L’objectif de Nouvelle-Aquitaine maintenant : c’est d’aider les entrepreneurs à accepter de ne pas faire advenir certaines innovations qui ne seraient pas compatibles avec le système Terre, mais à faire advenir ce qui répond aux enjeux du temps : c’est ça notre destin commun, C’est ça réussir la transition pour tous ! C’est aussi le sens de quelques-uns de nos amendements comme par exemple celui portant sur la Convention pluriannuelle d’objectifs – Région/ A.D.I

« Renoncer aux futurs déjà obsolètes » et faire advenir des futurs positifs,

C’est redonner du sens à ce que les jeunes et moins jeunes souhaitent de plus en plus dans l’entreprise : c’est-à-dire Être plutôt qu’Avoir. C’est associer les Néo-Aquitains : une fois de plus, nécessité de répéter encore et encore : c’est dommage de ne pas disposer d’une convention citoyenne régionale pour nous épauler.
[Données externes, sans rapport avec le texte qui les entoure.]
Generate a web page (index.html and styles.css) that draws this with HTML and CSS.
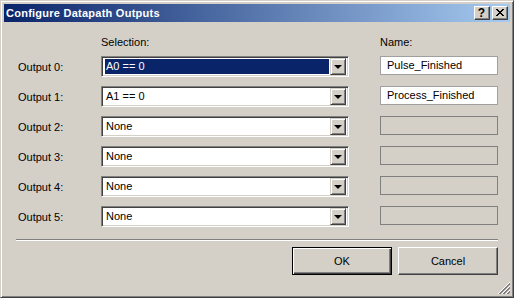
FILE: index.html
```html
<!DOCTYPE html>
<html lang="en">

<head>
    <meta charset="UTF-8">
    <title>Configure Datapath Outputs</title>
    <link rel="stylesheet" href="styles.css">
</head>

<body>
<div class="window">
    <div class="titlebar">
        <span class="title">Configure Datapath Outputs</span>
        <div class="caption-buttons">
            <span class="cap-btn help">?</span>
            <span class="cap-btn close">
                <svg width="8" height="7" viewBox="0 0 8 7" shape-rendering="crispEdges">
                    <path d="M0 0h2v1h-2zM6 0h2v1h-2zM1 1h2v1h-2zM5 1h2v1h-2zM2 2h4v1h-4zM3 3h2v1h-2zM2 4h4v1h-4zM1 5h2v1h-2zM5 5h2v1h-2zM0 6h2v1h-2zM6 6h2v1h-2z" fill="#000"/>
                </svg>
            </span>
        </div>
    </div>

    <div class="content">
        <div class="grid heads">
            <span></span>
            <span>Selection:</span>
            <span>Name:</span>
        </div>

        <div class="grid rows">
            <span class="label">Output 0:</span>
            <div class="combo"><div class="field"><span class="value selected">A0 == 0</span></div><span class="drop"></span></div>
            <div class="textbox">Pulse_Finished</div>

            <span class="label">Output 1:</span>
            <div class="combo"><div class="field"><span class="value">A1 == 0</span></div><span class="drop"></span></div>
            <div class="textbox">Process_Finished</div>

            <span class="label">Output 2:</span>
            <div class="combo"><div class="field"><span class="value">None</span></div><span class="drop"></span></div>
            <div class="textbox disabled"></div>

            <span class="label">Output 3:</span>
            <div class="combo"><div class="field"><span class="value">None</span></div><span class="drop"></span></div>
            <div class="textbox disabled"></div>

            <span class="label">Output 4:</span>
            <div class="combo"><div class="field"><span class="value">None</span></div><span class="drop"></span></div>
            <div class="textbox disabled"></div>

            <span class="label">Output 5:</span>
            <div class="combo"><div class="field"><span class="value">None</span></div><span class="drop"></span></div>
            <div class="textbox disabled"></div>
        </div>

        <div class="separator"></div>

        <div class="actions">
            <button class="btn default">OK</button>
            <button class="btn">Cancel</button>
        </div>
    </div>

    <svg class="grip" width="12" height="12" viewBox="0 0 12 12" shape-rendering="crispEdges">
        <path d="M12 0L0 12M12 4L4 12M12 8L8 12" stroke="#fff"/>
        <path d="M12 1L1 12M12 2L2 12M12 5L5 12M12 6L6 12M12 9L9 12M12 10L10 12" stroke="#808080"/>
    </svg>
</div>
</body>

</html>
```

FILE: styles.css
```css
/* General */
* {
    margin: 0;
    padding: 0;
    box-sizing: border-box;
}

body {
    background-color: #d4d0c8;
    font-family: "Liberation Sans", Arial, sans-serif;
    font-size: 11px;
    color: #000;
}

/* Window frame */
.window {
    position: relative;
    width: 514px;
    height: 298px;
    display: flex;
    flex-direction: column;
    background: #d4d0c8;
    border: 1px solid;
    border-color: #d4d0c8 #404040 #404040 #d4d0c8;
    box-shadow: inset 1px 1px #fff, inset -1px -1px #808080;
    padding: 3px;
}

/* Title bar */
.titlebar {
    height: 18px;
    display: flex;
    align-items: flex-start;
    justify-content: space-between;
    background: linear-gradient(to right, #0a246a, #a6caf0);
}

.title {
    color: #fff;
    font-weight: bold;
    line-height: 18px;
    letter-spacing: 0.25px;
    padding-left: 2px;
}

.caption-buttons {
    display: flex;
    gap: 2px;
    margin: 2px 2px 0 0;
}

.cap-btn {
    width: 16px;
    height: 14px;
    display: flex;
    align-items: center;
    justify-content: center;
    background: #d4d0c8;
    border: 1px solid;
    border-color: #fff #404040 #404040 #fff;
    box-shadow: inset -1px -1px #808080;
}

.help {
    font-weight: bold;
    font-size: 12px;
    line-height: 12px;
    padding-right: 1px;
}

.close svg {
    margin: 0 1px 1px 0;
}

/* Content */
.content {
    flex: 1;
    padding: 14px 12px 0;
}

.grid {
    display: grid;
    grid-template-columns: 85px 279px 118px;
}

.heads {
    line-height: 13px;
    margin-bottom: 7px;
}

.rows {
    row-gap: 9px;
}

.label {
    align-self: center;
    padding-left: 2px;
}

/* Combo box */
.combo {
    width: 248px;
    height: 21px;
    display: flex;
    background: #fff;
    border: 1px solid;
    border-color: #808080 #fff #fff #808080;
    box-shadow: inset 1px 1px #404040, inset -1px -1px #d4d0c8;
    padding: 2px 2px 2px 1px;
}

.field {
    flex: 1;
    padding: 0 1px 0 1px;
    margin-left: 1px;
}

.value {
    display: block;
    height: 15px;
    line-height: 15px;
    padding-left: 1px;
}

.value.selected {
    background: #0a246a;
    color: #fff;
}

.drop {
    width: 16px;
    margin: -1px 0 -1px 0;
    position: relative;
    background: #d4d0c8;
    border: 1px solid;
    border-color: #d4d0c8 #404040 #404040 #d4d0c8;
    box-shadow: inset 1px 1px #fff, inset -1px -1px #808080;
}

.drop::after {
    content: "";
    position: absolute;
    left: 3px;
    top: 6px;
    border-style: solid;
    border-width: 4px 4px 0;
    border-color: #000 transparent transparent;
}

/* Text box */
.textbox {
    align-self: start;
    height: 19px;
    line-height: 17px;
    padding-left: 6px;
    background: #fff;
    border: 1px solid #a0a0a0;
}

.textbox.disabled {
    background: #d4d0c8;
    border-color: #808080;
}

/* Separator and buttons */
.separator {
    margin-top: 12px;
    height: 2px;
    border-top: 1px solid #808080;
    border-bottom: 1px solid #fff;
}

.actions {
    display: flex;
    justify-content: flex-end;
    gap: 6px;
    margin-top: 6px;
}

.btn {
    width: 100px;
    height: 28px;
    font-family: "Liberation Sans", Arial, sans-serif;
    font-size: 11px;
    color: #000;
    background: #d4d0c8;
    border: 1px solid;
    border-color: #fff #404040 #404040 #fff;
    box-shadow: inset -1px -1px #808080;
}

.btn.default {
    border: 1px solid #000;
    box-shadow: inset 1px 1px #fff, inset -1px -1px #404040, inset -2px -2px #808080;
}

/* Resize grip */
.grip {
    position: absolute;
    right: 3px;
    bottom: 3px;
}
```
C’est dépoussiérer la feuille de route Néo-Terra, c’est s’engager à vraiment conditionner les aides régionales (les éco-socio-ethico conditionnalités) et à déployer un budget vert.

Nous pointons quelques signes encourageants dans vos intentions : par exemple lorsque vous affirmez votre volonté d’intégrer Néo Sociétas dans nos politiques publiques, ou que vous proposez d’intégrer (certes encore bien timidement) la motion Végétalisation Lycée votée en octobre dernier dans le PPI 2. Sachez que nous serons à vos côtés lorsque vous irez dans cette bonne direction.

Par contre, c’est un changement de paradigme pour sortir des futurs obsolètes que vous devrez déployer pour nous convaincre concernant la direction globale de votre politique et sa traduction budgétaire.

Votre budget envoie encore trop de mauvais signaux. Votre politique « transition énergétique et écologique », hors TER, est rachitique,  et affiche encore des baisses des dépenses d’investissement et de fonctionnement, malgré les apparences. L’insertion de recettes transférées par l’État concernant Natura 2000 joue aussi le rôle de trompe-l’œil.

Le CESER pointe d’ailleurs, je cite : qu’“Il est difficile d’identifier les dépenses qui engendrent des effets environnementaux positifs de celles qui produisent des effets négatifs”.

Nous déplorons aussi bien sûr, le manque de soutien au monde associatif, qui tisse et fait tenir beaucoup de choses dans nos territoires.

Monsieur le Président, chers collègues,

Écrire et faire advenir des futurs positifs : À notre modeste place nous, proposerons pendant cette plénière de vous embarquer et cranter vraiment cette politique de bifurcation écologique et sociale. »

 

Seul le prononcé fait foi.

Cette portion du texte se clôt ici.